A survey of more than 400 teachers conducted after the ban came into force revealed a troubling pattern. Most educators reported feeling unprepared to deal with the ban's impact on everyday school life. Some described frustration at the disconnect between the government's bold policy move and the lack of practical guidance about how schools should respond when the consequences of the ban spill into their classrooms.
The implementation challenges are concrete. Schools that once used social media to communicate with families about events, deadlines, and important information must now find alternative channels. Teachers who relied on platforms to share learning resources with students face curriculum constraints and competing demands on their time. Most puzzling is the age verification problem. A trial of facial-scanning technology at a Canberra school could only guess ages within an 18-month range in 85 per cent of cases; the system wrongly identified some teenagers as 37 years old.
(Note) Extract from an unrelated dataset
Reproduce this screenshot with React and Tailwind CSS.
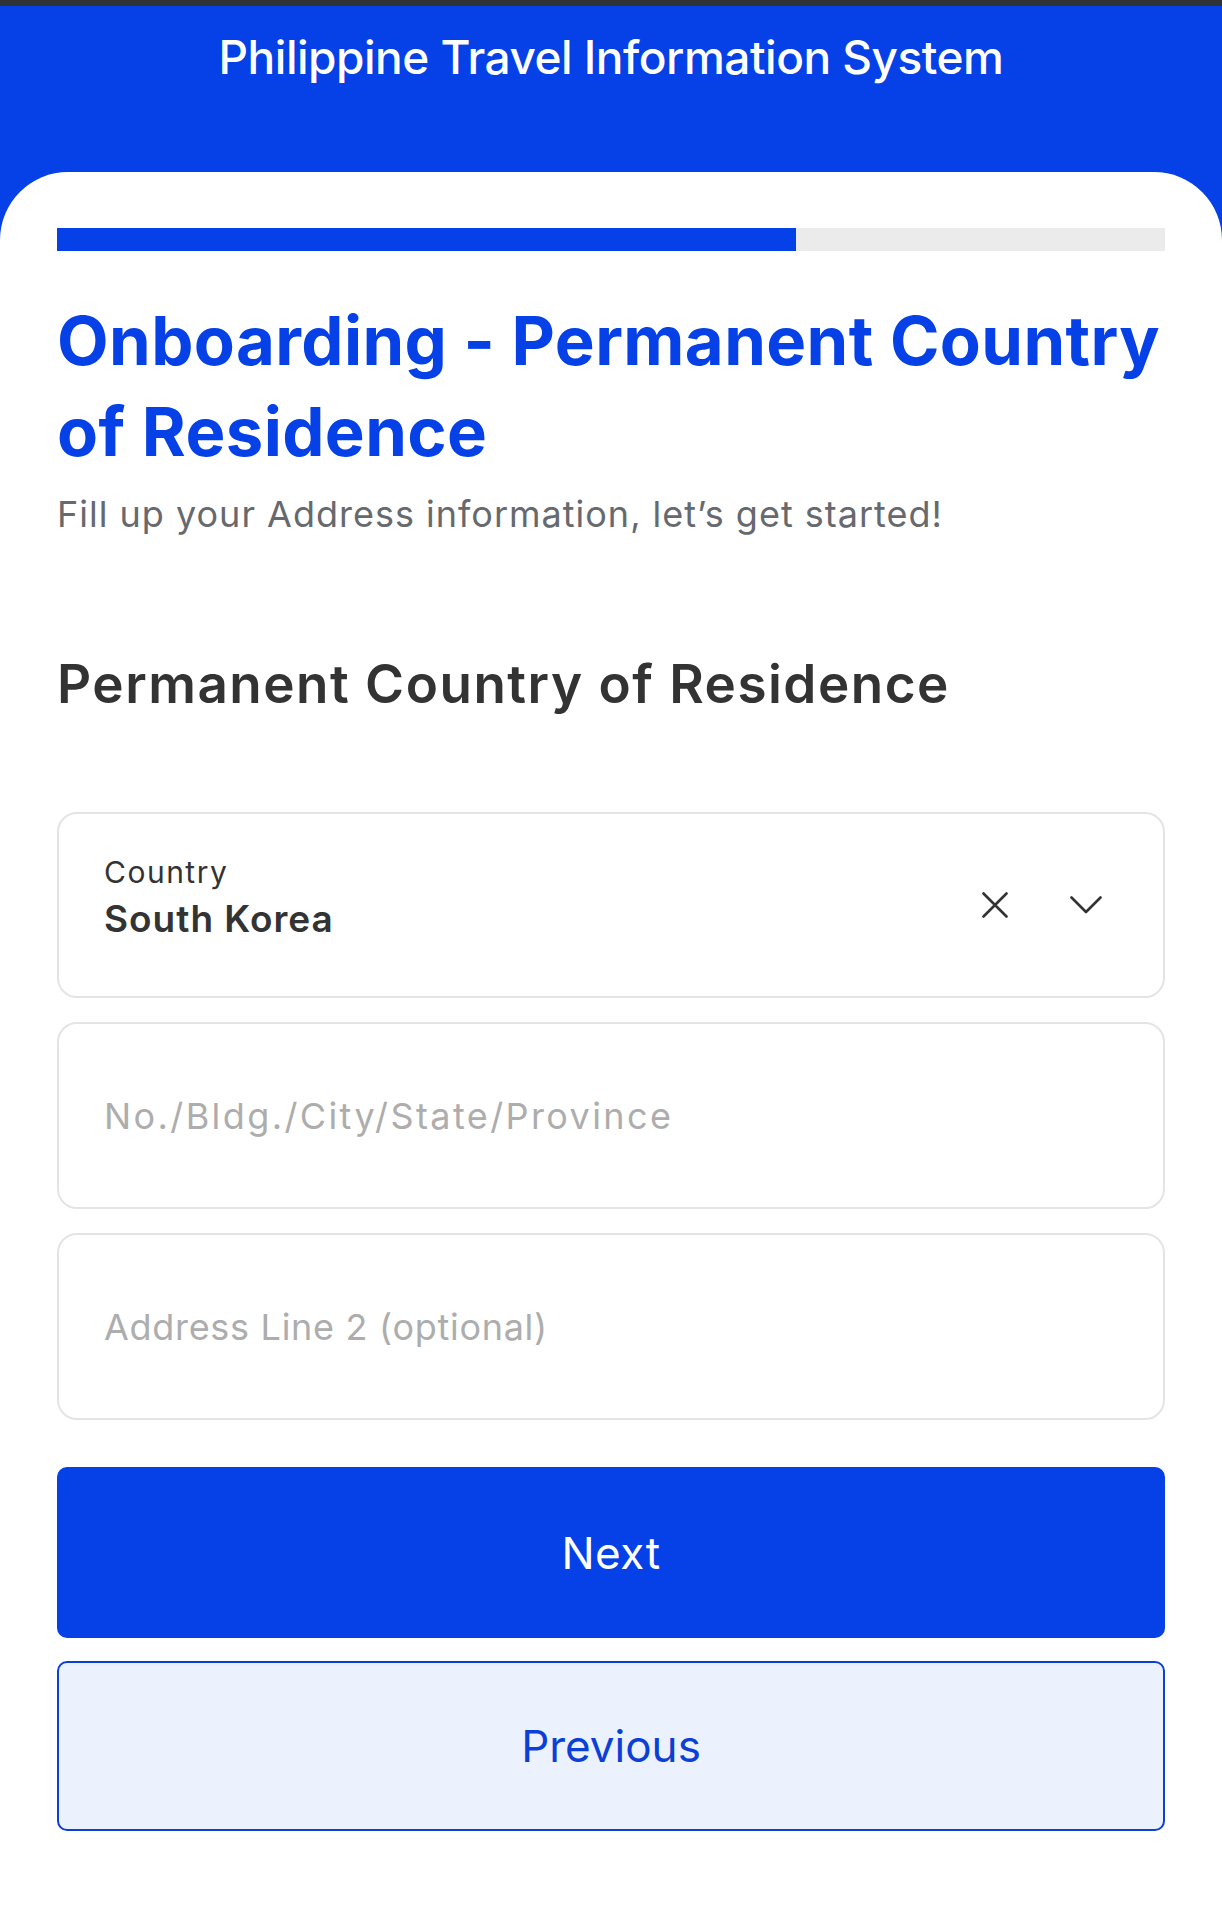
import React from "react";

const FONT = { fontFamily: "Inter, 'Open Sans', sans-serif" };

function XIcon() {
  return (
    <svg width="26" height="26" viewBox="0 0 26 26" fill="none">
      <path d="M1.5 1.5 L24.5 24.5 M24.5 1.5 L1.5 24.5" stroke="#333333" strokeWidth="2.6" strokeLinecap="round" />
    </svg>
  );
}

function ChevronIcon() {
  return (
    <svg width="32" height="18" viewBox="0 0 32 18" fill="none">
      <path d="M1.5 1.5 L16 16 L30.5 1.5" stroke="#333333" strokeWidth="2.6" strokeLinecap="round" strokeLinejoin="round" />
    </svg>
  );
}

function TextField({ placeholder, tracking }) {
  return (
    <div className="h-[187px] rounded-[20px] border-2 border-[#e4e4e4] bg-white flex items-center">
      <input
        type="text"
        placeholder={placeholder}
        className={`w-full bg-transparent outline-none pl-[45px] pr-[40px] text-[36px] leading-[48px] text-[#333333] placeholder:text-[#adadad] ${tracking}`}
        style={FONT}
      />
    </div>
  );
}

export default function App() {
  return (
    <div className="w-full h-[1920px] flex flex-col bg-[#0541e6]" style={FONT}>
      {/* status strip */}
      <div className="h-[6px] bg-[#2f3336]" />

      {/* Header */}
      <div className="h-[166px] pt-[23px]">
        <h1 className="text-center text-white text-[46px] leading-[56px] font-medium tracking-[-0.5px]">
          Philippine Travel Information System
        </h1>
      </div>

      {/* Card */}
      <div className="flex-1 bg-white rounded-t-[68px] px-[57px] pt-[56px]">
        {/* progress */}
        <div className="h-[23px] bg-[#ebebeb] flex">
          <div className="w-2/3 bg-[#0541e6]" />
        </div>

        <h2 className="mt-[44px] text-[67px] leading-[91px] font-bold text-[#0541e6] tracking-[0.4px]">
          Onboarding - Permanent Country of Residence
        </h2>
        <p className="mt-[13px] text-[36px] leading-[48px] text-[#66696d] tracking-[1px]">
          Fill up your Address information, let’s get started!
        </p>

        <h3 className="mt-[114px] text-[53px] leading-[64px] font-semibold text-[#333333] tracking-[1.5px]">
          Permanent Country of Residence
        </h3>

        <div className="mt-[96px] flex flex-col gap-[24px]">
          {/* Country select */}
          <div className="h-[186px] rounded-[20px] border-2 border-[#e4e4e4] bg-white flex items-center pl-[45px] pr-[61px]">
            <div className="flex flex-col mb-[16px]">
              <span className="text-[30px] leading-[36px] text-[#333333] tracking-[1.5px]">Country</span>
              <span className="mt-[7px] text-[37px] leading-[44px] font-semibold text-[#333333] tracking-[1px]">South Korea</span>
            </div>
            <div className="ml-auto flex items-center gap-[62px]">
              <XIcon />
              <ChevronIcon />
            </div>
          </div>

          <TextField placeholder="No./Bldg./City/State/Province" tracking="tracking-[2.4px]" />
          <TextField placeholder="Address Line 2 (optional)" tracking="tracking-[0.7px]" />
        </div>

        <div className="mt-[47px] flex flex-col gap-[23px]">
          <button className="h-[171px] rounded-[10px] bg-[#0541e6] text-white text-[44px] leading-[52px] tracking-[0.5px]">
            Next
          </button>
          <button className="h-[170px] rounded-[10px] border-2 border-[#0b3fd6] bg-[#ebf1fd] text-[#0b3fd6] text-[44px] leading-[52px]">
            Previous
          </button>
        </div>
      </div>
    </div>
  );
}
Yet there is another, quieter concern that deserves attention. Research has found that social media platforms play an important role in young people's friendships, self-care practices, and access to learning communities. Students in well-resourced schools can turn to school-supplied alternatives; students in already under-resourced schools cannot. They are losing access to online forums, subject-specific communities, and peer support networks that no school funding will replace.
Some teachers raise a third concern: that the ban may simply redirect curious young people toward niche platforms and darker corners of the internet not yet captured by the legislation. Platforms such as Yope and Coverstar have indeed grown in popularity since December.
The data tells a consistent story. The government set a clear boundary; the platforms must comply; but the schools must manage the fallout. Teachers across Australia report they do not feel adequately supported for this work.
This is not an argument against the ban itself. Young people deserve protection from the documented harms of social media algorithms. But the evidence now emerging suggests that banning the platforms was the easy part. Managing the consequences in schools, fairly and equitably, requires far more than a law passed by Parliament. It requires planning, resourcing, professional development, and honest acknowledgment that the burden has fallen on educators who never signed up to enforce it.